### [PROBLEM]
Restate the data exactly as given and keep the pictures out.
── COLLECTED DATA ──
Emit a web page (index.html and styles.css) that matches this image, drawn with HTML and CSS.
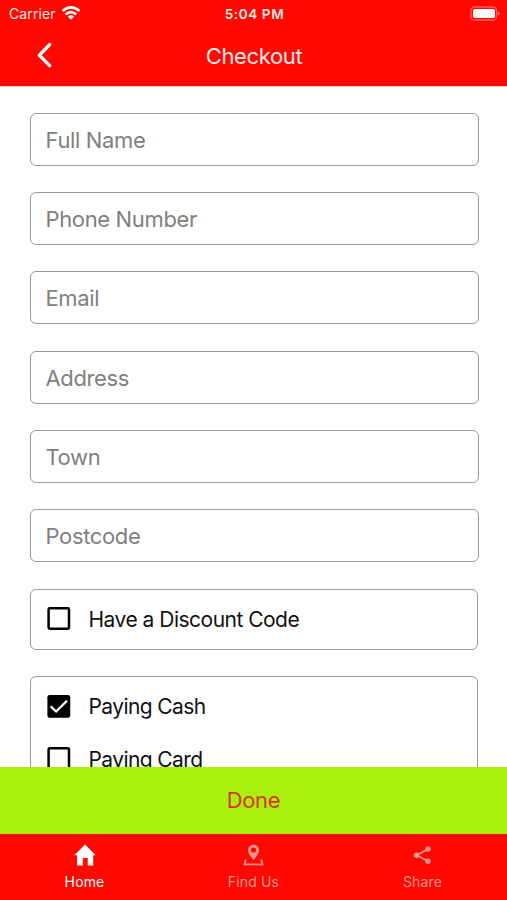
FILE: index.html
```html
<!DOCTYPE html>
<html lang="en">
<head>
<meta charset="utf-8">
<title>Checkout</title>
<link rel="stylesheet" href="styles.css">
</head>
<body>
<div class="app">
  <header class="header">
    <div class="status">
      <div class="carrier"><span>Carrier</span>
        <svg width="20" height="15" viewBox="0 0 20 15" fill="none" stroke="#fff" stroke-width="2.7"><path d="M1.5 5Q10-2.2 18.5 5M4.7 8.4Q10 3.8 15.3 8.4"/><path d="M6.8 10.5Q10 7.9 13.2 10.5L10 13.8Z" fill="#fff" stroke="none"/></svg>
      </div>
      <span class="time">5:04 PM</span>
      <svg class="battery" width="31" height="15" viewBox="0 0 31 15"><rect x="2" y="1" width="25.5" height="13" rx="3.5" fill="none" stroke="#fff" stroke-opacity=".35" stroke-width="1.3"/><rect x="4" y="3" width="22" height="9" rx="1.8" fill="#fff"/><path d="M28.8 5.2Q30.5 6 30.5 7.5T28.8 9.8Z" fill="#fff" fill-opacity=".45"/></svg>
    </div>
    <div class="titlebar">
      <svg class="back" width="18" height="28" viewBox="0 0 18 28" fill="none" stroke="#fff" stroke-width="3.5" stroke-linecap="round" stroke-linejoin="round"><path d="M14.6 2.6L4.4 13.1l10.2 10.5"/></svg>
      <h1 class="title">Checkout</h1>
    </div>
  </header>
  <main class="form">
    <div class="field"><span>Full Name</span></div>
    <div class="field"><span>Phone Number</span></div>
    <div class="field"><span>Email</span></div>
    <div class="field"><span>Address</span></div>
    <div class="field"><span>Town</span></div>
    <div class="field"><span>Postcode</span></div>
    <div class="group single">
      <div class="option"><svg class="box" viewBox="0 0 24 24"><rect x="1.6" y="1.3" width="20.4" height="20.4" rx="1.2" fill="none" stroke="#000" stroke-width="2.5"/></svg><span>Have a Discount Code</span></div>
    </div>
    <div class="group payment">
      <div class="option"><svg class="box" viewBox="0 0 24 24"><rect x=".4" y="0" width="22.8" height="22.8" rx="2.2"/><path d="M3.7 11.3l5.4 5.2L20 5.8" fill="none" stroke="#fff" stroke-width="2.3"/></svg><span>Paying Cash</span></div>
      <div class="option"><svg class="box" viewBox="0 0 24 24"><rect x="1.6" y="1.3" width="20.4" height="20.4" rx="1.2" fill="none" stroke="#000" stroke-width="2.5"/></svg><span>Paying Card</span></div>
    </div>
  </main>
  <div class="done">Done</div>
  <nav class="tabs">
    <div class="tab active"><svg width="24" height="24" viewBox="0 0 24 24" fill="currentColor"><path d="M12 1.4L22.6 12.2H20.2v10.4h-5.5v-7.7H9.8v7.7H4.1V12.2H1.4Z"/></svg><span>Home</span></div>
    <div class="tab"><svg width="24" height="24" viewBox="0 0 24 24" fill="currentColor"><path fill-rule="evenodd" d="M11.5 17.4C8.5 13.4 6 10.6 6 7.1a5.5 5.5 0 0 1 11 0c0 3.5-2.5 6.3-5.5 10.3ZM11.5 4.4a2.7 2.7 0 1 0 0 5.4 2.7 2.7 0 0 0 0-5.4Z"/><path d="M3.8 16.4L2.5 21.4h18l-1.3-5" fill="none" stroke="currentColor" stroke-width="1.8"/></svg><span>Find Us</span></div>
    <div class="tab"><svg width="24" height="24" viewBox="0 0 24 24" fill="currentColor"><path d="M17.2 6L5.5 12.2l11.7 6" fill="none" stroke="currentColor" stroke-width="1.7"/><circle cx="17" cy="6" r="2.7"/><circle cx="5.5" cy="12.2" r="2.7"/><circle cx="17" cy="18.3" r="2.7"/></svg><span>Share</span></div>
  </nav>
</div>
</body>
</html>
```
FILE: styles.css
```css
* { box-sizing: border-box; }
body { margin: 0; font-family: Inter, sans-serif; background: #fff; }
svg { display: block; flex: none; }
.app { height: 900px; display: flex; flex-direction: column; overflow: hidden; }
.header { height: 86px; flex: none; background: #ff0800; color: #ffe9e8; }
.status { height: 27px; padding: 0 7px 0 9px; display: grid; grid-template-columns: 1fr auto 1fr; align-items: center; font-size: 14px; }
.carrier { display: flex; align-items: center; gap: 5px; letter-spacing: .1px; }
.time { font-weight: 600; font-size: 13.5px; letter-spacing: .6px; }
.battery { justify-self: end; }
.titlebar { height: 57px; padding: 0 35px; display: grid; grid-template-columns: 1fr auto 1fr; align-items: center; }
.title { grid-column: 2; margin: 0; font-weight: 400; font-size: 22px; letter-spacing: -.35px; padding: 1px 0 0 1px; }
.form { height: 681px; flex: none; padding: 26.5px 28.5px 0 29.5px; overflow: hidden; border-top: 1px solid #ffc4c2; }
.form { padding-top: 25.5px; }
.field { height: 53px; margin-bottom: 26.4px; padding: 1px 0 0 15px; border: 1.4px solid #999; border-radius: 6px; display: flex; align-items: center; color: #808080; font-size: 22px; letter-spacing: -.36px; }
.group { border: 1.4px solid #999; border-radius: 6px; margin-right: 1px; padding: 3px 16px; }
.single { height: 61px; margin-bottom: 26.5px; }
.payment { height: 115px; }
.payment .option { letter-spacing: -.6px; }
.option { height: 52.5px; display: flex; align-items: center; gap: 18px; font-size: 21px; letter-spacing: -.51px; color: #111; }
.box { width: 24px; height: 24px; }
.done { height: 67px; flex: none; display: flex; align-items: center; justify-content: center; padding-bottom: 1px; background: #a9ef0d; color: #dc3608; font-size: 22px; letter-spacing: -.3px; }
.tabs { height: 66px; flex: none; display: grid; grid-template-columns: repeat(3, 1fr); background: #ff0800; border-top: 1px solid #ef1c05; }
.tab { display: flex; flex-direction: column; align-items: center; padding-top: 8px; gap: 6px; color: #ff9692; font-size: 14px; line-height: 18px; letter-spacing: .15px; }
.active { color: #fff; }
```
───
### [RESPONSE TO THE EXERCISE]
Emit a web page (index.html and styles.css) that matches this image, drawn with HTML and CSS.
FILE: index.html
```html
<!DOCTYPE html>
<html lang="en">
<head>
<meta charset="utf-8">
<title>Checkout</title>
<link rel="stylesheet" href="styles.css">
</head>
<body>
<div class="app">
  <header class="header">
    <div class="status">
      <div class="carrier"><span>Carrier</span>
        <svg width="20" height="15" viewBox="0 0 20 15" fill="none" stroke="#fff" stroke-width="2.7"><path d="M1.5 5Q10-2.2 18.5 5M4.7 8.4Q10 3.8 15.3 8.4"/><path d="M6.8 10.5Q10 7.9 13.2 10.5L10 13.8Z" fill="#fff" stroke="none"/></svg>
      </div>
      <span class="time">5:04 PM</span>
      <svg class="battery" width="31" height="15" viewBox="0 0 31 15"><rect x="2" y="1" width="25.5" height="13" rx="3.5" fill="none" stroke="#fff" stroke-opacity=".35" stroke-width="1.3"/><rect x="4" y="3" width="22" height="9" rx="1.8" fill="#fff"/><path d="M28.8 5.2Q30.5 6 30.5 7.5T28.8 9.8Z" fill="#fff" fill-opacity=".45"/></svg>
    </div>
    <div class="titlebar">
      <svg class="back" width="18" height="28" viewBox="0 0 18 28" fill="none" stroke="#fff" stroke-width="3.5" stroke-linecap="round" stroke-linejoin="round"><path d="M14.6 2.6L4.4 13.1l10.2 10.5"/></svg>
      <h1 class="title">Checkout</h1>
    </div>
  </header>
  <main class="form">
    <div class="field"><span>Full Name</span></div>
    <div class="field"><span>Phone Number</span></div>
    <div class="field"><span>Email</span></div>
    <div class="field"><span>Address</span></div>
    <div class="field"><span>Town</span></div>
    <div class="field"><span>Postcode</span></div>
    <div class="group single">
      <div class="option"><svg class="box" viewBox="0 0 24 24"><rect x="1.6" y="1.3" width="20.4" height="20.4" rx="1.2" fill="none" stroke="#000" stroke-width="2.5"/></svg><span>Have a Discount Code</span></div>
    </div>
    <div class="group payment">
      <div class="option"><svg class="box" viewBox="0 0 24 24"><rect x=".4" y="0" width="22.8" height="22.8" rx="2.2"/><path d="M3.7 11.3l5.4 5.2L20 5.8" fill="none" stroke="#fff" stroke-width="2.3"/></svg><span>Paying Cash</span></div>
      <div class="option"><svg class="box" viewBox="0 0 24 24"><rect x="1.6" y="1.3" width="20.4" height="20.4" rx="1.2" fill="none" stroke="#000" stroke-width="2.5"/></svg><span>Paying Card</span></div>
    </div>
  </main>
  <div class="done">Done</div>
  <nav class="tabs">
    <div class="tab active"><svg width="24" height="24" viewBox="0 0 24 24" fill="currentColor"><path d="M12 1.4L22.6 12.2H20.2v10.4h-5.5v-7.7H9.8v7.7H4.1V12.2H1.4Z"/></svg><span>Home</span></div>
    <div class="tab"><svg width="24" height="24" viewBox="0 0 24 24" fill="currentColor"><path fill-rule="evenodd" d="M11.5 17.4C8.5 13.4 6 10.6 6 7.1a5.5 5.5 0 0 1 11 0c0 3.5-2.5 6.3-5.5 10.3ZM11.5 4.4a2.7 2.7 0 1 0 0 5.4 2.7 2.7 0 0 0 0-5.4Z"/><path d="M3.8 16.4L2.5 21.4h18l-1.3-5" fill="none" stroke="currentColor" stroke-width="1.8"/></svg><span>Find Us</span></div>
    <div class="tab"><svg width="24" height="24" viewBox="0 0 24 24" fill="currentColor"><path d="M17.2 6L5.5 12.2l11.7 6" fill="none" stroke="currentColor" stroke-width="1.7"/><circle cx="17" cy="6" r="2.7"/><circle cx="5.5" cy="12.2" r="2.7"/><circle cx="17" cy="18.3" r="2.7"/></svg><span>Share</span></div>
  </nav>
</div>
</body>
</html>
```
FILE: styles.css
```css
* { box-sizing: border-box; }
body { margin: 0; font-family: Inter, sans-serif; background: #fff; }
svg { display: block; flex: none; }
.app { height: 900px; display: flex; flex-direction: column; overflow: hidden; }
.header { height: 86px; flex: none; background: #ff0800; color: #ffe9e8; }
.status { height: 27px; padding: 0 7px 0 9px; display: grid; grid-template-columns: 1fr auto 1fr; align-items: center; font-size: 14px; }
.carrier { display: flex; align-items: center; gap: 5px; letter-spacing: .1px; }
.time { font-weight: 600; font-size: 13.5px; letter-spacing: .6px; }
.battery { justify-self: end; }
.titlebar { height: 57px; padding: 0 35px; display: grid; grid-template-columns: 1fr auto 1fr; align-items: center; }
.title { grid-column: 2; margin: 0; font-weight: 400; font-size: 22px; letter-spacing: -.35px; padding: 1px 0 0 1px; }
.form { height: 681px; flex: none; padding: 26.5px 28.5px 0 29.5px; overflow: hidden; border-top: 1px solid #ffc4c2; }
.form { padding-top: 25.5px; }
.field { height: 53px; margin-bottom: 26.4px; padding: 1px 0 0 15px; border: 1.4px solid #999; border-radius: 6px; display: flex; align-items: center; color: #808080; font-size: 22px; letter-spacing: -.36px; }
.group { border: 1.4px solid #999; border-radius: 6px; margin-right: 1px; padding: 3px 16px; }
.single { height: 61px; margin-bottom: 26.5px; }
.payment { height: 115px; }
.payment .option { letter-spacing: -.6px; }
.option { height: 52.5px; display: flex; align-items: center; gap: 18px; font-size: 21px; letter-spacing: -.51px; color: #111; }
.box { width: 24px; height: 24px; }
.done { height: 67px; flex: none; display: flex; align-items: center; justify-content: center; padding-bottom: 1px; background: #a9ef0d; color: #dc3608; font-size: 22px; letter-spacing: -.3px; }
.tabs { height: 66px; flex: none; display: grid; grid-template-columns: repeat(3, 1fr); background: #ff0800; border-top: 1px solid #ef1c05; }
.tab { display: flex; flex-direction: column; align-items: center; padding-top: 8px; gap: 6px; color: #ff9692; font-size: 14px; line-height: 18px; letter-spacing: .15px; }
.active { color: #fff; }
```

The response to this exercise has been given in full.